HTTP 524 for a domain behind Cloudflare tunnel only for certain users hitting certain cloudflare datacenter/POPs.
Preamble: I’ve checked the docs mentioning the 100 second timeout limit for proxied domains and recommendations to check the backend response times when a HTTP 524 is returned by cloudflare.
I had submitted a ticket where the autoclose bot mentioned waiting for a few days on a community forum post before escalating.
We have a subdomain yyy.domain.tld served by a Cloudflare/Argo tunnel, and see 50%+ requests fail with a HTTP 524 timeout only when routing via certain cloudflare datacenter/POP - SIN (and possibly BLR). Testing across other clients shows requests working fine (returning <3s) for users going via HYD or BOM (eg cf-ray 664cd597afcf4aff-HYD), and no issues are seen on the backend server(s). However users physically at BOM (and some other users on various residential ISPs) consistently report cf-ray reporting requests going via SIN and seeing HTTP 524 (eg 668715abfcbd2f5b-SIN) .
I don’t see any incidents on the cloudflare status page for SIN though. This has been occuring for nearly a week
This is impacting 150+ team users and we’d like to see if cloudflare can investigate and give us more info, including if a user physically in BOM (network-wise as well) going via SIN or HYD instead of BOM is expected or not, and if we can investigate rerouting or issues at the cloudflare layer if SIN/BLR is facing issues that BOM/HYD are not, in reaching our application.

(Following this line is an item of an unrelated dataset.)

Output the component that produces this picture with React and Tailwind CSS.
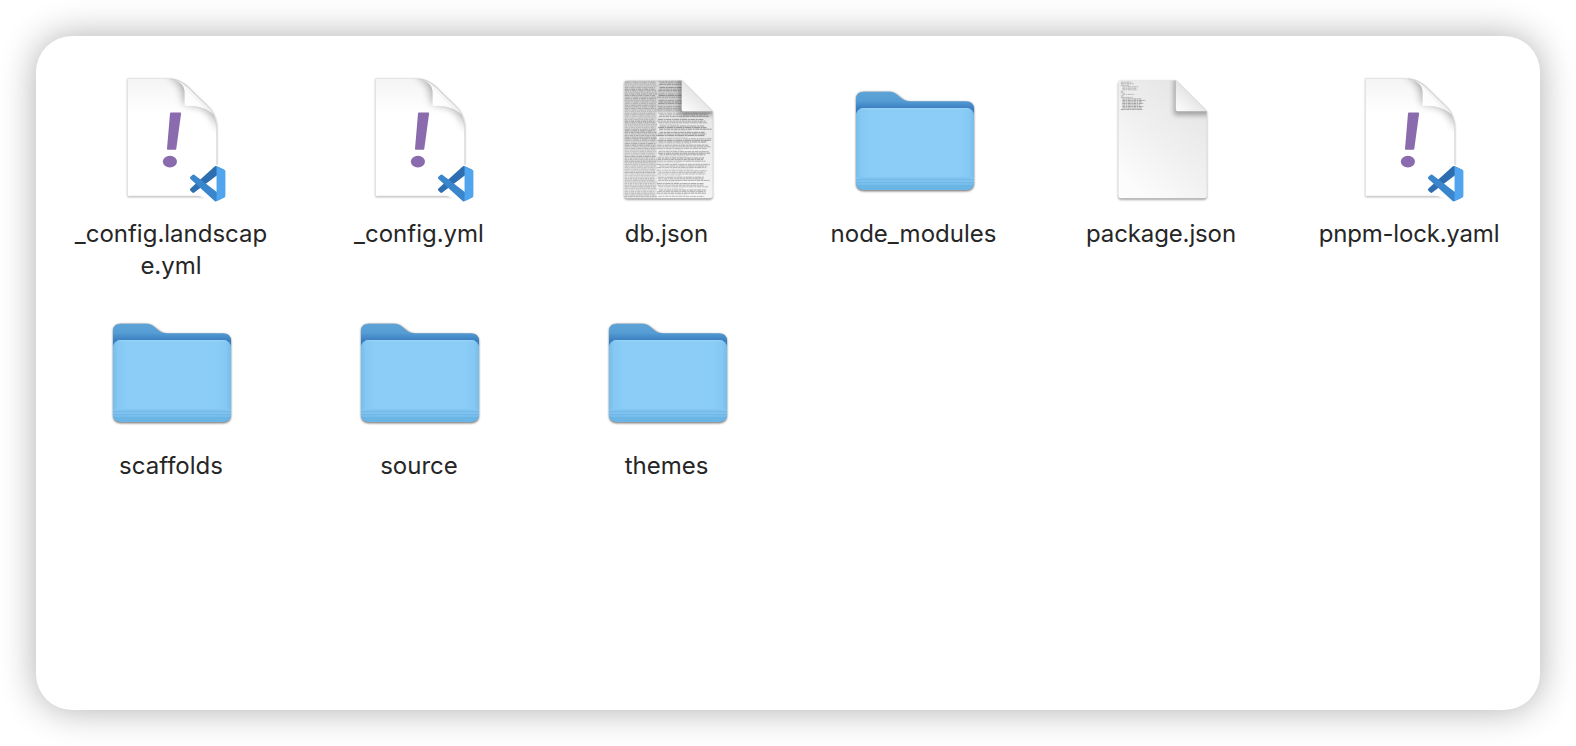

Thank you so much for your quick reply, we need urgent help from your side to resolve our current issue, can we have quick call to discuss on the same.
Hello!
As I can see the issue, is unrelated with Cloudflare tunnel 524 to a specific colo.
Checking at the logs, the host reporting 524 errors on multiple geolocations.

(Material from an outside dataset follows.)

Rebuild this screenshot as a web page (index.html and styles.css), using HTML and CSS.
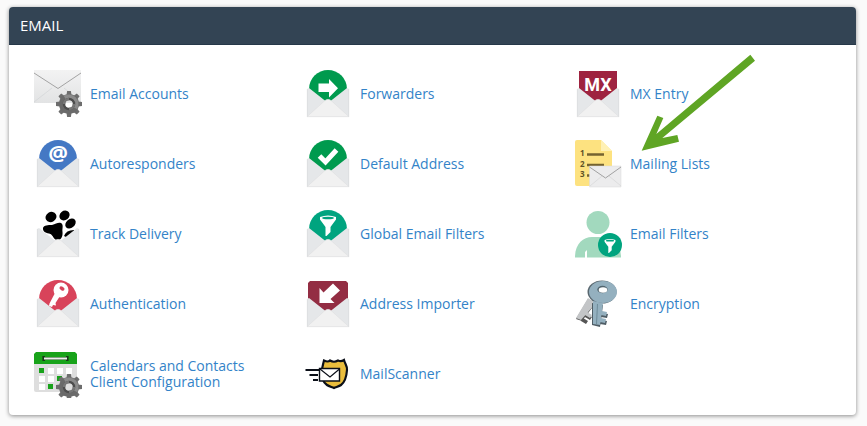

I run tests on multiple colos and I can verify here the 524, however that seems to be an issue on the origin side.
We will see employees in the midwest where our corporate office is see 524s but see no issues with origins. The problem seems to then grow out of control from there affecting any page load for the employee.
We’ve learned that if you restart the cloudflared service, the problem resolves. And if the restart takes more than a second or two, then you’ve identified the issue service that is clogged up.
We’re currently monitoring 524 responses and when they start to grow, then we restart the cloudflared service. We have not other way of identifying why this is happening.
@Dr.R0b0tn1k hi! Can you please create a new thread with your issue and add all details in this new thread?
As I can see, an engineer already replied on the ticket #2171020 but you never went back to us, with sharing your logs. And on ticket #2173805 and engineer directly answered the ticket with details. Without having your cloudflared.log that would be hard to shed some light on your issues.
Please create another thread, or create a new ticket and share with us
cloudflared logs
config.yml configurations
command that used to create and route your tunnel.